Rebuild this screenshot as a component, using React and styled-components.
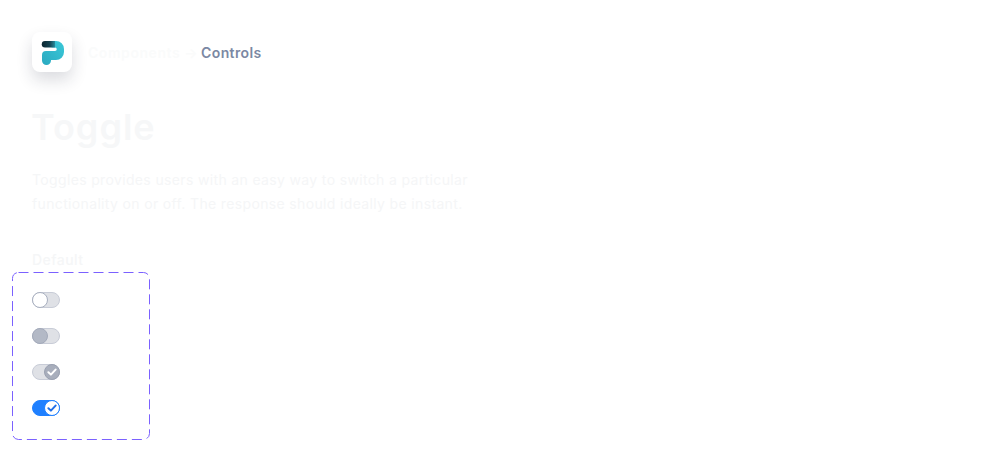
import React from 'react'
import styled, { createGlobalStyle } from 'styled-components'

const GlobalStyle = createGlobalStyle`
  html, body {
    margin: 0;
    padding: 0;
    background: #ffffff;
    font-family: Inter, "Open Sans", "Liberation Sans", sans-serif;
  }
`

const Page = styled.div`
  width: 992px;
  height: 468px;
  box-sizing: border-box;
  padding: 32px 32px 0;
  overflow: hidden;
`

const TopBar = styled.div`
  display: flex;
  align-items: center;
  gap: 16px;
  height: 40px;
`

const LogoTile = styled.div`
  width: 40px;
  height: 40px;
  border-radius: 8px;
  background: #ffffff;
  box-shadow: 0 8px 16px rgba(30, 40, 60, 0.16);
  display: flex;
  align-items: center;
  justify-content: center;
`

const Crumbs = styled.div`
  display: flex;
  align-items: center;
  font-size: 14px;
  line-height: 20px;
  font-weight: 600;
  margin-top: 2px;
`

const CrumbMuted = styled.span`
  color: #fafbfb;
  width: 113px;
  white-space: nowrap;
  letter-spacing: 0.55px;
`

const CrumbActive = styled.span`
  color: #7b88a3;
  letter-spacing: 0.4px;
`

const Title = styled.h1`
  margin: 30px 0 0 -1px;
  font-size: 36px;
  line-height: 50px;
  font-weight: 600;
  color: #f6f7f8;
  letter-spacing: 1px;
`

const Description = styled.p`
  margin: 16px 0 0;
  width: 470px;
  font-size: 14px;
  line-height: 24px;
  color: #f5f6f7;
  letter-spacing: 0.35px;
`

const SectionLabel = styled.div`
  margin-top: 32px;
  font-size: 14px;
  line-height: 24px;
  font-weight: 500;
  color: #f5f6f7;
  letter-spacing: 0.45px;
`

const ToggleFrame = styled.div`
  position: relative;
  width: 138px;
  height: 168px;
  margin: 0 0 0 -20px;
  box-sizing: border-box;
  padding: 20px 0 0 20px;
  display: flex;
  flex-direction: column;
  gap: 20px;
`

const DashedOutline = styled.svg`
  position: absolute;
  inset: 0;
  width: 100%;
  height: 100%;
  pointer-events: none;
`

const Track = styled.div`
  position: relative;
  width: 28px;
  height: 16px;
  box-sizing: border-box;
  border-radius: 8px;
  background: ${(p) => (p.$on ? '#1f80ff' : '#dfe1e6')};
  border: 1px solid ${(p) => (p.$on ? '#1f80ff' : '#c8ccd7')};
`

const Knob = styled.div`
  position: absolute;
  top: -1px;
  ${(p) => (p.$right ? 'right: -1px;' : 'left: -1px;')}
  width: 16px;
  height: 16px;
  box-sizing: border-box;
  border-radius: 50%;
  background: ${(p) => p.$fill};
  border: 1px solid ${(p) => p.$edge};
  display: flex;
  align-items: center;
  justify-content: center;
`

const Check = ({ color }) => (
  <svg width="10" height="10" viewBox="0 0 10 10" fill="none">
    <path d="M1.4 5.2 L3.9 7.6 L8.6 2.6" stroke={color} strokeWidth="2" strokeLinecap="round" strokeLinejoin="round" />
  </svg>
)

const Logo = () => (
  <svg width="24" height="26" viewBox="0 0 24 26">
    <defs>
      <linearGradient id="stem" x1="0" y1="1" x2="1" y2="0">
        <stop offset="0" stopColor="#2aa9c0" />
        <stop offset="1" stopColor="#3ac8d8" />
      </linearGradient>
      <linearGradient id="bar" x1="0" y1="0" x2="1" y2="0">
        <stop offset="0" stopColor="#0b2530" />
        <stop offset="0.6" stopColor="#13414f" />
        <stop offset="1" stopColor="#27899b" />
      </linearGradient>
    </defs>
    <path d="M13 2 H16 A8 8 0 0 1 24 10 V13 A8 8 0 0 1 16 21 H11 V21.5 A4.5 4.5 0 0 1 2 21.5 V16 A4 4 0 0 1 6 12 H15 A1.75 1.75 0 0 0 15 8.5 H13 A3.25 3.25 0 0 1 13 2 Z" fill="url(#stem)" />
    <path d="M5 2 H15 V8.5 H5 A3.25 3.25 0 0 1 5 2 Z" fill="url(#bar)" />
  </svg>
)

function App() {
  return (
    <Page>
      <GlobalStyle />
      <TopBar>
        <LogoTile>
          <Logo />
        </LogoTile>
        <Crumbs>
          <CrumbMuted>Components →</CrumbMuted>
          <CrumbActive>Controls</CrumbActive>
        </Crumbs>
      </TopBar>
      <Title>Toggle</Title>
      <Description>
        Toggles provides users with an easy way to switch a particular functionality on or off. The response should ideally be instant.
      </Description>
      <SectionLabel>Default</SectionLabel>
      <ToggleFrame>
        <DashedOutline>
          <rect x="0.5" y="0.5" width="137" height="167" rx="6" fill="none" stroke="#7b61ff" strokeDasharray="10 5" />
        </DashedOutline>
        <Track>
          <Knob $fill="#ffffff" $edge="#a8afbf" />
        </Track>
        <Track>
          <Knob $fill="#b3b9c6" $edge="#a3aaba" />
        </Track>
        <Track>
          <Knob $right $fill="#a8aebc" $edge="#9aa1b1">
            <Check color="#ffffff" />
          </Knob>
        </Track>
        <Track $on>
          <Knob $right $fill="#ffffff" $edge="#1f80ff">
            <Check color="#1f6fe8" />
          </Knob>
        </Track>
      </ToggleFrame>
    </Page>
  )
}

export default App
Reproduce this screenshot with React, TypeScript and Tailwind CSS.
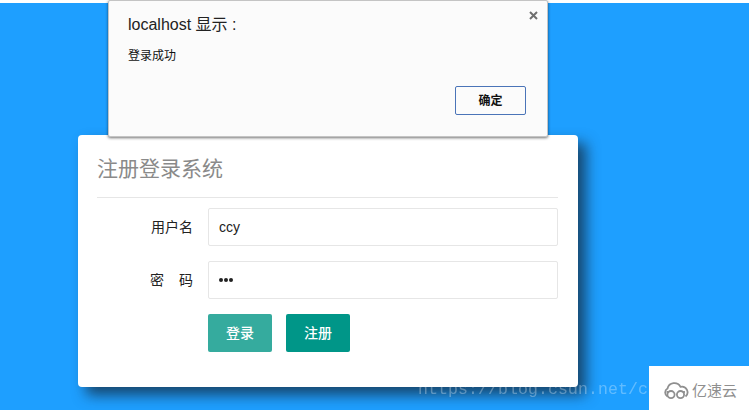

Instructions for the task
Write out the entries above word for word. Do not include the pictures.

Final result
Rebuild this screenshot as a component, using React and styled-components.
import React from 'react'
import styled, { createGlobalStyle } from 'styled-components'

const GlobalStyle = createGlobalStyle`
  html, body {
    margin: 0;
    padding: 0;
    background: #ffffff;
    font-family: Inter, "Open Sans", "Liberation Sans", sans-serif;
  }
`

const Page = styled.div`
  width: 992px;
  height: 468px;
  box-sizing: border-box;
  padding: 32px 32px 0;
  overflow: hidden;
`

const TopBar = styled.div`
  display: flex;
  align-items: center;
  gap: 16px;
  height: 40px;
`

const LogoTile = styled.div`
  width: 40px;
  height: 40px;
  border-radius: 8px;
  background: #ffffff;
  box-shadow: 0 8px 16px rgba(30, 40, 60, 0.16);
  display: flex;
  align-items: center;
  justify-content: center;
`

const Crumbs = styled.div`
  display: flex;
  align-items: center;
  font-size: 14px;
  line-height: 20px;
  font-weight: 600;
  margin-top: 2px;
`

const CrumbMuted = styled.span`
  color: #fafbfb;
  width: 113px;
  white-space: nowrap;
  letter-spacing: 0.55px;
`

const CrumbActive = styled.span`
  color: #7b88a3;
  letter-spacing: 0.4px;
`

const Title = styled.h1`
  margin: 30px 0 0 -1px;
  font-size: 36px;
  line-height: 50px;
  font-weight: 600;
  color: #f6f7f8;
  letter-spacing: 1px;
`

const Description = styled.p`
  margin: 16px 0 0;
  width: 470px;
  font-size: 14px;
  line-height: 24px;
  color: #f5f6f7;
  letter-spacing: 0.35px;
`

const SectionLabel = styled.div`
  margin-top: 32px;
  font-size: 14px;
  line-height: 24px;
  font-weight: 500;
  color: #f5f6f7;
  letter-spacing: 0.45px;
`

const ToggleFrame = styled.div`
  position: relative;
  width: 138px;
  height: 168px;
  margin: 0 0 0 -20px;
  box-sizing: border-box;
  padding: 20px 0 0 20px;
  display: flex;
  flex-direction: column;
  gap: 20px;
`

const DashedOutline = styled.svg`
  position: absolute;
  inset: 0;
  width: 100%;
  height: 100%;
  pointer-events: none;
`

const Track = styled.div`
  position: relative;
  width: 28px;
  height: 16px;
  box-sizing: border-box;
  border-radius: 8px;
  background: ${(p) => (p.$on ? '#1f80ff' : '#dfe1e6')};
  border: 1px solid ${(p) => (p.$on ? '#1f80ff' : '#c8ccd7')};
`

const Knob = styled.div`
  position: absolute;
  top: -1px;
  ${(p) => (p.$right ? 'right: -1px;' : 'left: -1px;')}
  width: 16px;
  height: 16px;
  box-sizing: border-box;
  border-radius: 50%;
  background: ${(p) => p.$fill};
  border: 1px solid ${(p) => p.$edge};
  display: flex;
  align-items: center;
  justify-content: center;
`

const Check = ({ color }) => (
  <svg width="10" height="10" viewBox="0 0 10 10" fill="none">
    <path d="M1.4 5.2 L3.9 7.6 L8.6 2.6" stroke={color} strokeWidth="2" strokeLinecap="round" strokeLinejoin="round" />
  </svg>
)

const Logo = () => (
  <svg width="24" height="26" viewBox="0 0 24 26">
    <defs>
      <linearGradient id="stem" x1="0" y1="1" x2="1" y2="0">
        <stop offset="0" stopColor="#2aa9c0" />
        <stop offset="1" stopColor="#3ac8d8" />
      </linearGradient>
      <linearGradient id="bar" x1="0" y1="0" x2="1" y2="0">
        <stop offset="0" stopColor="#0b2530" />
        <stop offset="0.6" stopColor="#13414f" />
        <stop offset="1" stopColor="#27899b" />
      </linearGradient>
    </defs>
    <path d="M13 2 H16 A8 8 0 0 1 24 10 V13 A8 8 0 0 1 16 21 H11 V21.5 A4.5 4.5 0 0 1 2 21.5 V16 A4 4 0 0 1 6 12 H15 A1.75 1.75 0 0 0 15 8.5 H13 A3.25 3.25 0 0 1 13 2 Z" fill="url(#stem)" />
    <path d="M5 2 H15 V8.5 H5 A3.25 3.25 0 0 1 5 2 Z" fill="url(#bar)" />
  </svg>
)

function App() {
  return (
    <Page>
      <GlobalStyle />
      <TopBar>
        <LogoTile>
          <Logo />
        </LogoTile>
        <Crumbs>
          <CrumbMuted>Components →</CrumbMuted>
          <CrumbActive>Controls</CrumbActive>
        </Crumbs>
      </TopBar>
      <Title>Toggle</Title>
      <Description>
        Toggles provides users with an easy way to switch a particular functionality on or off. The response should ideally be instant.
      </Description>
      <SectionLabel>Default</SectionLabel>
      <ToggleFrame>
        <DashedOutline>
          <rect x="0.5" y="0.5" width="137" height="167" rx="6" fill="none" stroke="#7b61ff" strokeDasharray="10 5" />
        </DashedOutline>
        <Track>
          <Knob $fill="#ffffff" $edge="#a8afbf" />
        </Track>
        <Track>
          <Knob $fill="#b3b9c6" $edge="#a3aaba" />
        </Track>
        <Track>
          <Knob $right $fill="#a8aebc" $edge="#9aa1b1">
            <Check color="#ffffff" />
          </Knob>
        </Track>
        <Track $on>
          <Knob $right $fill="#ffffff" $edge="#1f80ff">
            <Check color="#1f6fe8" />
          </Knob>
        </Track>
      </ToggleFrame>
    </Page>
  )
}

export default App
Reproduce this screenshot with React, TypeScript and Tailwind CSS.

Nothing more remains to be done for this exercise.